Insurer and reinsurer Terra Nova (Bermuda) Holdings Ltd. grew so much during 1997 that the company increased its book value per share by 23 percent to $18.96, according to the company's annual report.

Like many companies in the business Terra Nova has pursued a strategy of diversification and expansion to try and ride out the current competitive cycle leading to low premium rates.

The company is the holding entity of UK-based Terra Nova Insurance Co., Terra Nova (Bermuda) Insurance Co. Ltd., Paris-based Corifrance, and London-based Terra Nova Capital Ltd. and Octavian Syndicate Management Ltd.

Terra Nova (Bermuda) Insurance Chairman and Chief Executive Officer John Dwyer said the company's strategy of expanding its client base is part of a long term survival plan to stay in business.

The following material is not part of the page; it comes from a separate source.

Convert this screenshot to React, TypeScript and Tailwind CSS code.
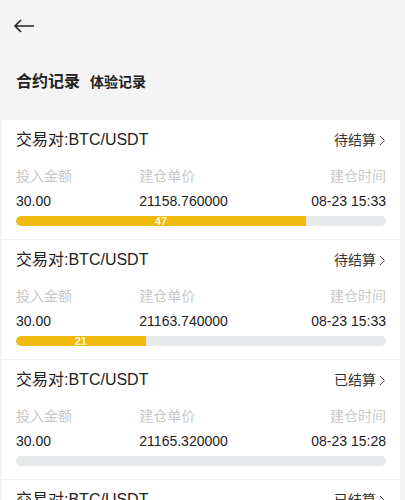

Mr. Dwyer has been designated as the next chairman of the group of companies, replacing the position held by William Bailey when he retires next month.

"This is not our first experience with the back side of a pricing cycle nor will it be the last,'' he stated in the report. "Great companies outperform their competitiors at every point during the course of the inevitable insurance/reinsurance cycle and we are determined to be among them.'' He said the Bermuda operating company expanded its portfolio of Bermuda originated business to $39.3 million of gross written premium, an increase of about 11 percent.

"Our strategy continues to be a simple one of expanding our client base, seeking to participate in the best primary company programmes and reducing or eliminating our participation when pricing pressure becomes too severe,'' he stated. "When market conditions improve, we'll have a sound relationship with the account and the broker and the financial strength to capitalise on the time and effort we're investing today.'' During the year the company created an underwriting agency in Bermuda to provide certificates of financial responsiblity (COFR's) required for ships entering US waters.

As previously reported in The Royal Gazette the group of companies made an overall net income of $73.4 million, an increase of 13 percent. Operating earnings increased ten percent to $62.9 million.

In 1997 the company increased its spread of business by entering new lines, by acquiring Corifrance, and by forming two additional Lloyd's syndicates within Octavian.

The company also noted that since its start in the London market in 1969 it has paid $27.2 million in asbestos-related and environmental pollution claims.

The company has set aside $89.1 million of its loss reserves to pay for further anticipated claims.